Costs for personal assistance were found to be very high. These include the cost of interpreters for deaf people and trainers for visually impaired people, as well as personal and home care services. A comparison between budget standards and the wages of a disabled person working 20 hours a week on the minimum wage (while claiming in-work benefits) revealed a considerable gap in unmet costs.

A co-author of the study, Noel Smith, a Research Fellow at the Centre for Research in Social Policy at Loughborough University, said: "Official statistics show that 30 per cent of disabled people are in poverty, but these figures are based on income and don't take into account the additional costs of disability.

"Our research highlights just how substantial these additional costs are and so it clearly shows that the extent of poverty among disabled people is seriously underestimated. Even maximum benefit levels fall well short of meeting the true costs of disability; and it is equally clear that many disabled people in paid work cannot achieve the income required to meet their needs either.

"Much could be achieved," Mr Smith went on, "if society was prepared to fund the sort of improved support services that would reduce costs that currently fall on individuals. But disabled people also need more income so they can achieve an acceptable quality of life and come closer to achieving a 'level playing field' with non-disabled people."

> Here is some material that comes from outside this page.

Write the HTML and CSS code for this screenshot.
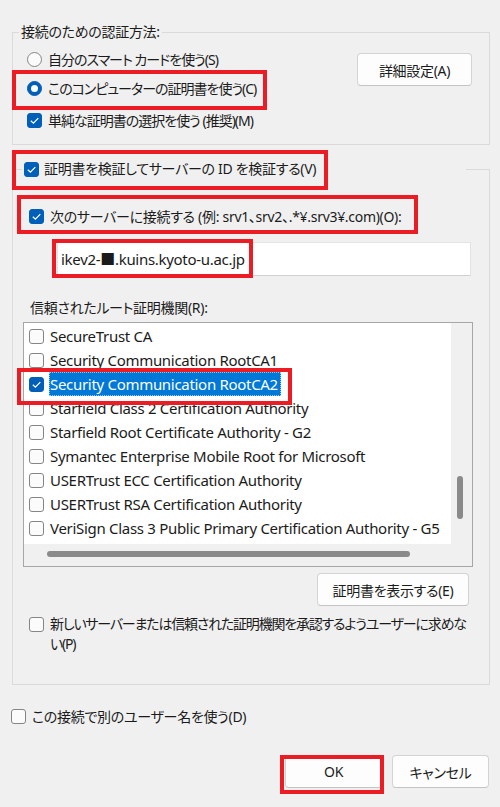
FILE: index.html
```html
<!DOCTYPE html>
<html lang="ja">
<head>
  <meta charset="utf-8">
  <title>保護された EAP のプロパティ</title>
  <link rel="stylesheet" href="styles.css">
</head>
<body>
  <div class="dialog">
    <fieldset class="group auth">
      <legend>接続のための認証方法:</legend>
      <div class="auth-body">
        <div class="options">
          <div class="opt opt-smart"><span class="radio"></span>自分のスマート カードを使う(S)</div>
          <div class="opt opt-cert"><span class="radio on"></span>このコンピューターの証明書を使う(C)</div>
          <div class="opt opt-simple"><span class="box on"><svg viewBox="0 0 15 15"><path d="M3.8 7.7l2.6 2.5 4.9-5.1"/></svg></span>単純な証明書の選択を使う (推奨)(M)</div>
        </div>
        <button class="btn btn-adv">詳細設定(A)</button>
      </div>
    </fieldset>

    <fieldset class="group verify">
      <legend><span class="box on"><svg viewBox="0 0 15 15"><path d="M3.8 7.7l2.6 2.5 4.9-5.1"/></svg></span>証明書を検証してサーバーの ID を検証する(V)</legend>
      <div class="verify-body">
        <div class="opt opt-server"><span class="box on"><svg viewBox="0 0 15 15"><path d="M3.8 7.7l2.6 2.5 4.9-5.1"/></svg></span>次のサーバーに接続する (例: srv1、srv2、.*¥.srv3¥.com)(O):</div>
        <div class="field">ikev2-■.kuins.kyoto-u.ac.jp</div>
        <div class="list-label">信頼されたルート証明機関(R):</div>
        <div class="list">
          <div class="list-items">
            <div class="item"><span class="box"></span><span class="item-text">SecureTrust CA</span></div>
            <div class="item"><span class="box"></span><span class="item-text">Security Communication RootCA1</span></div>
            <div class="item"><span class="box on"><svg viewBox="0 0 15 15"><path d="M3.8 7.7l2.6 2.5 4.9-5.1"/></svg></span><span class="item-text selected">Security Communication RootCA2</span></div>
            <div class="item"><span class="box"></span><span class="item-text">Starfield Class 2 Certification Authority</span></div>
            <div class="item"><span class="box"></span><span class="item-text">Starfield Root Certificate Authority - G2</span></div>
            <div class="item"><span class="box"></span><span class="item-text">Symantec Enterprise Mobile Root for Microsoft</span></div>
            <div class="item"><span class="box"></span><span class="item-text">USERTrust ECC Certification Authority</span></div>
            <div class="item"><span class="box"></span><span class="item-text">USERTrust RSA Certification Authority</span></div>
            <div class="item"><span class="box"></span><span class="item-text">VeriSign Class 3 Public Primary Certification Authority - G5</span></div>
          </div>
          <div class="vscroll"><span class="vthumb"></span></div>
          <div class="hscroll"><span class="hthumb"></span></div>
          <div class="corner"></div>
        </div>
        <button class="btn btn-view">証明書を表示する(E)</button>
        <div class="opt opt-prompt"><span class="box"></span><span class="prompt-text">新しいサーバーまたは信頼された証明機関を承認するようユーザーに求めな<br>い(P)</span></div>
      </div>
    </fieldset>

    <div class="opt opt-user"><span class="box"></span>この接続で別のユーザー名を使う(D)</div>

    <div class="actions">
      <button class="btn btn-ok">OK</button>
      <button class="btn btn-cancel">キャンセル</button>
    </div>
  </div>

  <!-- red annotation frames -->
  <div class="mark mark-cert"></div>
  <div class="mark mark-verify"></div>
  <div class="mark mark-server"></div>
  <div class="mark mark-field"></div>
  <div class="mark mark-root"></div>
  <div class="mark mark-ok"></div>
</body>
</html>
```

FILE: styles.css
```css
* {
  box-sizing: border-box;
}

body {
  margin: 0;
  width: 500px;
  height: 807px;
  background-color: #f0f0f0;
  color: #1b1b1b;
  font-family: "Noto Sans", "Noto Sans CJK JP", sans-serif;
  font-size: 14px;
  letter-spacing: -0.3px;
  font-feature-settings: "palt";
  position: relative;
  overflow: hidden;
}

.dialog {
  padding: 0 10px 0 12px;
}

.group {
  margin: 0;
  padding: 0;
  border: 1px solid #dadada;
  min-width: 0;
}

.group legend {
  margin-left: 6px;
  padding: 0 2px;
  line-height: 20px;
}

.auth {
  margin-top: 22px;
  padding-bottom: 12px;
}

.auth-body {
  display: flex;
  justify-content: space-between;
  padding: 5px 17px 0 14px;
}

.opt {
  display: flex;
  align-items: center;
  gap: 6px;
  height: 24px;
  white-space: nowrap;
}

.options .opt {
  letter-spacing: -1px;
}

.opt-cert {
  margin-top: 5px;
}

.opt-simple {
  margin-top: 8px;
}

/* check boxes and radio buttons */
.box,
.radio {
  flex: none;
  width: 15px;
  height: 15px;
  border: 1px solid #858585;
  background-color: #fbfbfb;
}

.box {
  border-radius: 3px;
}

.box svg {
  display: block;
  width: 15px;
  height: 15px;
  margin: -1px;
}

.box svg path {
  fill: none;
  stroke: #fff;
  stroke-width: 1.3;
}

.box.on {
  background-color: #005fb8;
  border-color: #005fb8;
}

.radio {
  border-radius: 50%;
}

.radio.on {
  background-color: #005fb8;
  border-color: #005fb8;
  display: flex;
  align-items: center;
  justify-content: center;
}

.radio.on::after {
  content: "";
  width: 7px;
  height: 7px;
  border-radius: 50%;
  background-color: #fff;
}

.btn {
  font: inherit;
  letter-spacing: inherit;
  color: #1b1b1b;
  background-color: #fdfdfd;
  border: 1px solid #d3d3d3;
  border-bottom-color: #c4c4c4;
  border-radius: 4px;
  padding: 0;
  height: 33px;
}

.btn-adv {
  width: 115px;
  margin-top: 6px;
}

/* certificate verification group */
.verify {
  margin-top: 12px;
  padding-bottom: 30px;
}

.verify legend {
  display: flex;
  align-items: center;
  gap: 5px;
  width: 444px;
  height: 24px;
  margin-left: 9px;
  padding: 0 0 0 2px;
  background-color: #f0f0f0;
  white-space: nowrap;
}

.verify-body {
  display: flex;
  flex-direction: column;
  padding: 0 0 0 10px;
}

.opt-server {
  margin: 23px 0 0 6px;
}

.field {
  width: 414px;
  height: 34px;
  margin: 14px 0 0 34px;
  padding-left: 3px;
  line-height: 32px;
  font-size: 15px;
  background-color: #fff;
  border: 1px solid #e3e3e3;
  border-bottom-color: #d0d0d0;
}

.list-label {
  margin: 20px 0 0 7px;
  line-height: 24px;
}

.list {
  display: grid;
  grid-template-columns: 1fr 21px;
  grid-template-rows: 1fr 22px;
  width: 450px;
  height: 245px;
  margin-top: 2px;
  border: 1px solid #a6a6a6;
  background-color: #fff;
}

.list-items {
  padding: 1px 0 0 5px;
  overflow: hidden;
  font-size: 15px;
}

.item {
  display: flex;
  align-items: center;
  gap: 5px;
  height: 24px;
  white-space: nowrap;
}

.item-text {
  line-height: 24px;
  padding: 0 3px 0 1px;
}

.item-text.selected {
  background-color: #0078d7;
  color: #fff;
  outline: 1px dotted #9cc7ef;
  outline-offset: -1px;
}

.vscroll,
.hscroll,
.corner {
  background-color: #f0f0f0;
}

.vthumb {
  display: block;
  width: 6px;
  height: 43px;
  margin: 153px 0 0 6px;
  border-radius: 3px;
  background-color: #8a8a8a;
}

.hthumb {
  display: block;
  width: 363px;
  height: 6px;
  margin: 7px 0 0 23px;
  border-radius: 3px;
  background-color: #8a8a8a;
}

.btn-view {
  align-self: flex-end;
  width: 152px;
  margin: 6px 20px 0 0;
}

.opt-prompt {
  align-items: flex-start;
  height: auto;
  margin: 8px 0 0 6px;
}

.opt-prompt .box {
  margin-top: 3px;
}

.prompt-text {
  line-height: 20px;
  letter-spacing: -1.2px;
}

.opt-user {
  margin: 19px 0 0 -1px;
}

.actions {
  display: flex;
  justify-content: flex-end;
  gap: 10px;
  margin-top: 27px;
  padding-right: 1px;
}

.btn-ok,
.btn-cancel {
  width: 97px;
}

/* red annotation frames */
.mark {
  position: absolute;
  border: 4px solid #ec1c24;
}

.mark-cert {
  left: 12px;
  top: 70px;
  width: 255px;
  height: 40px;
}

.mark-verify {
  left: 12px;
  top: 150px;
  width: 316px;
  height: 40px;
}

.mark-server {
  left: 17px;
  top: 195px;
  width: 401px;
  height: 39px;
}

.mark-field {
  left: 52px;
  top: 239px;
  width: 201px;
  height: 39px;
}

.mark-root {
  left: 17px;
  top: 368px;
  width: 275px;
  height: 37px;
}

.mark-ok {
  left: 280px;
  top: 755px;
  width: 104px;
  height: 39px;
}
```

The study did not cover education. It is very telling, nevertheless. Its framework could be adapted to similar research in Malta.

It does not take much research to determine that persons with a disability and parents of children with special needs continue to carry burdens heavier than the average. The great thing is that the burdens are never seen as the disabled themselves. Much remains to be done, and however much is done, it can never be enough.

But our society is blessed that, riven as it is with often unnecessary differences, it now looks at those with a physical, sensorial or mental difficulties with the eyes of the thinking mind.

And the feeling heart, and not with those of uncaring egoism.